The task:
All of the material below is to be returned exactly.
════════════════════
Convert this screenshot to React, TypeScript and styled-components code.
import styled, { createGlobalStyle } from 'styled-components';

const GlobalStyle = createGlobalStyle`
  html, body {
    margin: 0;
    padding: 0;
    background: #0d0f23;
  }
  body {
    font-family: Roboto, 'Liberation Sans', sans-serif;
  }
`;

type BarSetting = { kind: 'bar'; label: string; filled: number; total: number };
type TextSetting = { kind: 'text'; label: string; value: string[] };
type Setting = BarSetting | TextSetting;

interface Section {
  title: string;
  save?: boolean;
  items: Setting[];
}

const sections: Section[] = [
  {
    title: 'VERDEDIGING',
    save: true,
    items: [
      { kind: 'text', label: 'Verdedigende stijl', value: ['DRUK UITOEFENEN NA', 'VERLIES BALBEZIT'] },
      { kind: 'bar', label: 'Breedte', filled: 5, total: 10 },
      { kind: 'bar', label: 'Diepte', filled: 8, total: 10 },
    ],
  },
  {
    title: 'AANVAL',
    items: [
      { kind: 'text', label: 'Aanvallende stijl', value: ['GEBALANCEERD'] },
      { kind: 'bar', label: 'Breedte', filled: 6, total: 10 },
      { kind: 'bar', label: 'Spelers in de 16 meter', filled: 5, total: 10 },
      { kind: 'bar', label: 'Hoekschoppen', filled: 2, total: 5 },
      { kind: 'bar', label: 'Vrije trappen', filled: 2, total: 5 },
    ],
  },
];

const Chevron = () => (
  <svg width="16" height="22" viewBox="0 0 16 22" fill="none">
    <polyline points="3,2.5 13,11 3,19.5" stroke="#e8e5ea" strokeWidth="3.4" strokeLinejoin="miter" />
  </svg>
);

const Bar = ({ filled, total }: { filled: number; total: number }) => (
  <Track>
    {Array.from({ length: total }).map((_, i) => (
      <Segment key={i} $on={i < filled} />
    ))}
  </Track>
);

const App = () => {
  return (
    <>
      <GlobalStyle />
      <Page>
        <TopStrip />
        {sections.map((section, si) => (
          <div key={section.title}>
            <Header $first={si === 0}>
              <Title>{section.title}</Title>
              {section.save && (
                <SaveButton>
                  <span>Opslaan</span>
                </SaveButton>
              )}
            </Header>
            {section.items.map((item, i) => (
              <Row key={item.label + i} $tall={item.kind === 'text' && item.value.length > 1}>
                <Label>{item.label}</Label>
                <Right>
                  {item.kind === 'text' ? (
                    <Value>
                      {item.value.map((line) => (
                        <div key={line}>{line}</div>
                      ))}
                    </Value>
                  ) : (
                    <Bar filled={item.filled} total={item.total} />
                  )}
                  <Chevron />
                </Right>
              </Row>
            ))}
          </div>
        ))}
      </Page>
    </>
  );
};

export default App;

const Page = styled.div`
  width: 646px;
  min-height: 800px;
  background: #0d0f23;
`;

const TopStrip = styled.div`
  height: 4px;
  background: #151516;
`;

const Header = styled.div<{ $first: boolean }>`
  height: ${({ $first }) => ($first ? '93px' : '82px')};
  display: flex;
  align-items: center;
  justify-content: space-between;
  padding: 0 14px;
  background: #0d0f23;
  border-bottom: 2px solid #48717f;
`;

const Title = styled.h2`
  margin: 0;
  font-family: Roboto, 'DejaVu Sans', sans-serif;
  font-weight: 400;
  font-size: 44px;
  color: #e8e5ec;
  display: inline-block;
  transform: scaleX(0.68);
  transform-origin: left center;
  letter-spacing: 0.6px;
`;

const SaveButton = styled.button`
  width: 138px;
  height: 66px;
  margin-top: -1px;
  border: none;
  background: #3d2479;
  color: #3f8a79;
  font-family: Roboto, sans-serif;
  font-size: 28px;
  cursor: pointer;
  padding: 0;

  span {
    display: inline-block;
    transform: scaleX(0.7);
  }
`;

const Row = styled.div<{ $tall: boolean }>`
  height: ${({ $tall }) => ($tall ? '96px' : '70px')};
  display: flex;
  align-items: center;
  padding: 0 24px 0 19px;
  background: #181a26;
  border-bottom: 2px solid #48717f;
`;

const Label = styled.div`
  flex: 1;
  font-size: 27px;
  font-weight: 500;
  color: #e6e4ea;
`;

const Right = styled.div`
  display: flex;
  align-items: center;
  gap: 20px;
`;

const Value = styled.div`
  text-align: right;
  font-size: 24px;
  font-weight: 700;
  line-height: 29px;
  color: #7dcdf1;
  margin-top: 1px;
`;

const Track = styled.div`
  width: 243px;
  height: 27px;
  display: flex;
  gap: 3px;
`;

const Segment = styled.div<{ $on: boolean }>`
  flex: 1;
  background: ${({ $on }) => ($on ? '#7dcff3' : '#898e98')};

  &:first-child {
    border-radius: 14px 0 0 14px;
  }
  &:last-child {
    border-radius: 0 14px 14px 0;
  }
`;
════════════════════
Written answer:
Convert this screenshot to React, TypeScript and styled-components code.
import styled, { createGlobalStyle } from 'styled-components';

const GlobalStyle = createGlobalStyle`
  html, body {
    margin: 0;
    padding: 0;
    background: #0d0f23;
  }
  body {
    font-family: Roboto, 'Liberation Sans', sans-serif;
  }
`;

type BarSetting = { kind: 'bar'; label: string; filled: number; total: number };
type TextSetting = { kind: 'text'; label: string; value: string[] };
type Setting = BarSetting | TextSetting;

interface Section {
  title: string;
  save?: boolean;
  items: Setting[];
}

const sections: Section[] = [
  {
    title: 'VERDEDIGING',
    save: true,
    items: [
      { kind: 'text', label: 'Verdedigende stijl', value: ['DRUK UITOEFENEN NA', 'VERLIES BALBEZIT'] },
      { kind: 'bar', label: 'Breedte', filled: 5, total: 10 },
      { kind: 'bar', label: 'Diepte', filled: 8, total: 10 },
    ],
  },
  {
    title: 'AANVAL',
    items: [
      { kind: 'text', label: 'Aanvallende stijl', value: ['GEBALANCEERD'] },
      { kind: 'bar', label: 'Breedte', filled: 6, total: 10 },
      { kind: 'bar', label: 'Spelers in de 16 meter', filled: 5, total: 10 },
      { kind: 'bar', label: 'Hoekschoppen', filled: 2, total: 5 },
      { kind: 'bar', label: 'Vrije trappen', filled: 2, total: 5 },
    ],
  },
];

const Chevron = () => (
  <svg width="16" height="22" viewBox="0 0 16 22" fill="none">
    <polyline points="3,2.5 13,11 3,19.5" stroke="#e8e5ea" strokeWidth="3.4" strokeLinejoin="miter" />
  </svg>
);

const Bar = ({ filled, total }: { filled: number; total: number }) => (
  <Track>
    {Array.from({ length: total }).map((_, i) => (
      <Segment key={i} $on={i < filled} />
    ))}
  </Track>
);

const App = () => {
  return (
    <>
      <GlobalStyle />
      <Page>
        <TopStrip />
        {sections.map((section, si) => (
          <div key={section.title}>
            <Header $first={si === 0}>
              <Title>{section.title}</Title>
              {section.save && (
                <SaveButton>
                  <span>Opslaan</span>
                </SaveButton>
              )}
            </Header>
            {section.items.map((item, i) => (
              <Row key={item.label + i} $tall={item.kind === 'text' && item.value.length > 1}>
                <Label>{item.label}</Label>
                <Right>
                  {item.kind === 'text' ? (
                    <Value>
                      {item.value.map((line) => (
                        <div key={line}>{line}</div>
                      ))}
                    </Value>
                  ) : (
                    <Bar filled={item.filled} total={item.total} />
                  )}
                  <Chevron />
                </Right>
              </Row>
            ))}
          </div>
        ))}
      </Page>
    </>
  );
};

export default App;

const Page = styled.div`
  width: 646px;
  min-height: 800px;
  background: #0d0f23;
`;

const TopStrip = styled.div`
  height: 4px;
  background: #151516;
`;

const Header = styled.div<{ $first: boolean }>`
  height: ${({ $first }) => ($first ? '93px' : '82px')};
  display: flex;
  align-items: center;
  justify-content: space-between;
  padding: 0 14px;
  background: #0d0f23;
  border-bottom: 2px solid #48717f;
`;

const Title = styled.h2`
  margin: 0;
  font-family: Roboto, 'DejaVu Sans', sans-serif;
  font-weight: 400;
  font-size: 44px;
  color: #e8e5ec;
  display: inline-block;
  transform: scaleX(0.68);
  transform-origin: left center;
  letter-spacing: 0.6px;
`;

const SaveButton = styled.button`
  width: 138px;
  height: 66px;
  margin-top: -1px;
  border: none;
  background: #3d2479;
  color: #3f8a79;
  font-family: Roboto, sans-serif;
  font-size: 28px;
  cursor: pointer;
  padding: 0;

  span {
    display: inline-block;
    transform: scaleX(0.7);
  }
`;

const Row = styled.div<{ $tall: boolean }>`
  height: ${({ $tall }) => ($tall ? '96px' : '70px')};
  display: flex;
  align-items: center;
  padding: 0 24px 0 19px;
  background: #181a26;
  border-bottom: 2px solid #48717f;
`;

const Label = styled.div`
  flex: 1;
  font-size: 27px;
  font-weight: 500;
  color: #e6e4ea;
`;

const Right = styled.div`
  display: flex;
  align-items: center;
  gap: 20px;
`;

const Value = styled.div`
  text-align: right;
  font-size: 24px;
  font-weight: 700;
  line-height: 29px;
  color: #7dcdf1;
  margin-top: 1px;
`;

const Track = styled.div`
  width: 243px;
  height: 27px;
  display: flex;
  gap: 3px;
`;

const Segment = styled.div<{ $on: boolean }>`
  flex: 1;
  background: ${({ $on }) => ($on ? '#7dcff3' : '#898e98')};

  &:first-child {
    border-radius: 14px 0 0 14px;
  }
  &:last-child {
    border-radius: 0 14px 14px 0;
  }
`;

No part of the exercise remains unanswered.